== WORK INSTRUCTIONS ==
Your task is to transcribe, without alteration, the lines from the top of the material below through the line bearing "MdGetApp, MdArrowDropDown, MdGridOn", inclusive.

== DATA EXTRACT ==
——
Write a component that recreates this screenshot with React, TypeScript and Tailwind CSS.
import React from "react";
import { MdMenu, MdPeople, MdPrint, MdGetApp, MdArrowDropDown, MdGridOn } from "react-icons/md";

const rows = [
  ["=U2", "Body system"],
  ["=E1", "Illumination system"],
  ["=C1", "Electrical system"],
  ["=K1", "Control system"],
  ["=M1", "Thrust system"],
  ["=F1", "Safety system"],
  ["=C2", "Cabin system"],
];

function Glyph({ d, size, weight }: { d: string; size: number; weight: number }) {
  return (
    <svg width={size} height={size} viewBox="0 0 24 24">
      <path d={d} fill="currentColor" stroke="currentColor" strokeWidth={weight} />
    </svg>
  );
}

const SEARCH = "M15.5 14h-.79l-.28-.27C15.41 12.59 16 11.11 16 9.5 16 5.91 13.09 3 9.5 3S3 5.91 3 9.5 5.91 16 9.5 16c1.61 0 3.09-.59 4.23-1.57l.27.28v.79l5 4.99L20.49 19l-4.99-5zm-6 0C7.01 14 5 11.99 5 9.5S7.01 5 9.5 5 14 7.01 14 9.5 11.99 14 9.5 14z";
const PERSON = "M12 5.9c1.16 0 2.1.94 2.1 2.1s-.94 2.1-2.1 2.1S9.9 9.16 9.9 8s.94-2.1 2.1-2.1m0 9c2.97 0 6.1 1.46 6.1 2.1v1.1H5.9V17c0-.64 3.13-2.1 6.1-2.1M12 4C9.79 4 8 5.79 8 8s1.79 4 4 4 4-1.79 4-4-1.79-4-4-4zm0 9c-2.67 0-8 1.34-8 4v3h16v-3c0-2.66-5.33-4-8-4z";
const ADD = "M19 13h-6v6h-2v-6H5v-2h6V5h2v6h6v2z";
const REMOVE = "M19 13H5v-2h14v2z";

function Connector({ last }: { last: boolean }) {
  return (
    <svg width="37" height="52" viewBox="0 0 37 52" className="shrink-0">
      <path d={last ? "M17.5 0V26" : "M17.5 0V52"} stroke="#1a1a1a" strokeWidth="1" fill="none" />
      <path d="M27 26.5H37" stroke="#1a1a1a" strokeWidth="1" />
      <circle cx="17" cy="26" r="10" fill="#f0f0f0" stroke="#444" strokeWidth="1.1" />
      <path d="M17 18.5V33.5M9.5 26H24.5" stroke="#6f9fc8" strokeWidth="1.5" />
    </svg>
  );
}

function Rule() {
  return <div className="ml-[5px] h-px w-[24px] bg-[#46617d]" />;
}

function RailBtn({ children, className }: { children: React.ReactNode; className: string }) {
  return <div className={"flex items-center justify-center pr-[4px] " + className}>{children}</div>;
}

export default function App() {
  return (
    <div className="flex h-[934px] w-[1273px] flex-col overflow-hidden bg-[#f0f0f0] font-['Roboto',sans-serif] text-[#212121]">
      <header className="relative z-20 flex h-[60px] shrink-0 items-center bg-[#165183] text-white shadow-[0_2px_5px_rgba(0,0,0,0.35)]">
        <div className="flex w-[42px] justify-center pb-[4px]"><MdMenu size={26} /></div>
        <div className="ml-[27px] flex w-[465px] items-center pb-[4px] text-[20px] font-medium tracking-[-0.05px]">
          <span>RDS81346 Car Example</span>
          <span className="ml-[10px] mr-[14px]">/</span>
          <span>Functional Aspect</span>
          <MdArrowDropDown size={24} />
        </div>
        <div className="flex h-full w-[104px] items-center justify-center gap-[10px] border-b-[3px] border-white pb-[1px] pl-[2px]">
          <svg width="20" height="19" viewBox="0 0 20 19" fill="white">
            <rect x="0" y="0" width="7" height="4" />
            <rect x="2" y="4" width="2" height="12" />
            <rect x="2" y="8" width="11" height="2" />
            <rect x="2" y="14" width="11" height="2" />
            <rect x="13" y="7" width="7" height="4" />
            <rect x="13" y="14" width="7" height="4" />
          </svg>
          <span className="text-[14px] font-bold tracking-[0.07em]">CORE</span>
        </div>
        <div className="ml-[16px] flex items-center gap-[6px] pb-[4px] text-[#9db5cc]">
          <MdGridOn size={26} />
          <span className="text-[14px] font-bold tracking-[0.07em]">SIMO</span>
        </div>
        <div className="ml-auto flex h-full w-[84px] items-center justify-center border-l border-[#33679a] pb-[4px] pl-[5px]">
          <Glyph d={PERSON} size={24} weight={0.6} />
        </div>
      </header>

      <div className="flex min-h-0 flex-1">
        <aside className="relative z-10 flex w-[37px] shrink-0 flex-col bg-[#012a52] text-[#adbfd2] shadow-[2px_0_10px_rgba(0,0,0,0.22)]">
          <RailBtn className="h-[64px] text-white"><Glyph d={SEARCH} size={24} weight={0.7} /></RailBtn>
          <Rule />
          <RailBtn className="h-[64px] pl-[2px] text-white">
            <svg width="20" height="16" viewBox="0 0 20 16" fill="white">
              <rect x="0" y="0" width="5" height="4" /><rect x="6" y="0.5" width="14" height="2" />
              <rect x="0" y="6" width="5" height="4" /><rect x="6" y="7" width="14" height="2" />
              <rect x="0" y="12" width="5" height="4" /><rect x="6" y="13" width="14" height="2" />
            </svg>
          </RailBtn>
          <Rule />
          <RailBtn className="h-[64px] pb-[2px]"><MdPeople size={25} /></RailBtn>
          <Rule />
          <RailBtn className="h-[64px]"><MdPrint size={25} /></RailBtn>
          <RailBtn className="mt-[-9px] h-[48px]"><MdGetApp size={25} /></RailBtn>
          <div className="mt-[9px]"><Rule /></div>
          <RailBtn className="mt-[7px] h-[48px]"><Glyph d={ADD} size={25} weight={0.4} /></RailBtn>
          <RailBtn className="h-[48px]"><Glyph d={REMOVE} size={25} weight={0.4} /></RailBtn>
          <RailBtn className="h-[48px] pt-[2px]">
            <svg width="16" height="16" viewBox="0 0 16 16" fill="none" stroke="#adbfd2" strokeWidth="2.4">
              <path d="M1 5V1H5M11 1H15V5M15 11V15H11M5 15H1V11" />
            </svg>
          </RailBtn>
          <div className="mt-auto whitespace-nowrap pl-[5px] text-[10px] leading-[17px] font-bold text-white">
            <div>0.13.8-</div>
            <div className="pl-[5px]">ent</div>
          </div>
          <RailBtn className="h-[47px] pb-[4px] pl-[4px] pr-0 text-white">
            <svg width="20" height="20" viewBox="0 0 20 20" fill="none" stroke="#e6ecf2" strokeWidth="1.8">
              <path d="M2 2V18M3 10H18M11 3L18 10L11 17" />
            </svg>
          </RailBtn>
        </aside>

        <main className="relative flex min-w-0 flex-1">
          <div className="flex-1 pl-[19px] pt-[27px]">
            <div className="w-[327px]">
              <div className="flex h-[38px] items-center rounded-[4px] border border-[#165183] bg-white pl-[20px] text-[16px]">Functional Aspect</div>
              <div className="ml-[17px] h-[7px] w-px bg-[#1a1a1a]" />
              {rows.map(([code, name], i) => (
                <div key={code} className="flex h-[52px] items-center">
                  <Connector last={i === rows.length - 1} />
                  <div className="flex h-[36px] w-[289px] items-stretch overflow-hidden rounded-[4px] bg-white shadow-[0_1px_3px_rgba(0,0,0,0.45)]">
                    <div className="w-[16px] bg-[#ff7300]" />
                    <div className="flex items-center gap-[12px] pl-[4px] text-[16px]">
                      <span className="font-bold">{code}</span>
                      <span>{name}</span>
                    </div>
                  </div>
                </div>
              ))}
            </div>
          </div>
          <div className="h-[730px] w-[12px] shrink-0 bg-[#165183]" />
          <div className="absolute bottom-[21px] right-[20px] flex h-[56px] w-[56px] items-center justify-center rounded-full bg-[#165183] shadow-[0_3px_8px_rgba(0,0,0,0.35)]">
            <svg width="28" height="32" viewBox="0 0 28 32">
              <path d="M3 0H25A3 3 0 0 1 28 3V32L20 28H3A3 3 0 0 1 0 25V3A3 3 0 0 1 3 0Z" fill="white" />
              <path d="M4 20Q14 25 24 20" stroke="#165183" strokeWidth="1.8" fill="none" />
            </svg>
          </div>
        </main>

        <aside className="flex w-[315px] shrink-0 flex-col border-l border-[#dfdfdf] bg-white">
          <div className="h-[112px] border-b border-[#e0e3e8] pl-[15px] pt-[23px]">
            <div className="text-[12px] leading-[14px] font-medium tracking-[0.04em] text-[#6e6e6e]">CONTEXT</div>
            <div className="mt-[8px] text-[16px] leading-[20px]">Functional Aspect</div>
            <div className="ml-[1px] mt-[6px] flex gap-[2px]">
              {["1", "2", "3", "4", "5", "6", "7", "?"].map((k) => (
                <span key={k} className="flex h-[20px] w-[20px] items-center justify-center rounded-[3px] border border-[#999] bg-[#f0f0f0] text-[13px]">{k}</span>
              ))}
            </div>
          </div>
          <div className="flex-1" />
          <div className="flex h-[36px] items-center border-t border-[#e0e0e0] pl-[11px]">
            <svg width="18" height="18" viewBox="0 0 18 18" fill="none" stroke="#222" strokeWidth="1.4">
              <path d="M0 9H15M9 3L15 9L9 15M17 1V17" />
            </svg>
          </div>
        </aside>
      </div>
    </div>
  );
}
——
== RESPONSE TO THE EXERCISE ==
Write a component that recreates this screenshot with React, TypeScript and Tailwind CSS.
import React from "react";
import { MdMenu, MdPeople, MdPrint, MdGetApp, MdArrowDropDown, MdGridOn } from "react-icons/md";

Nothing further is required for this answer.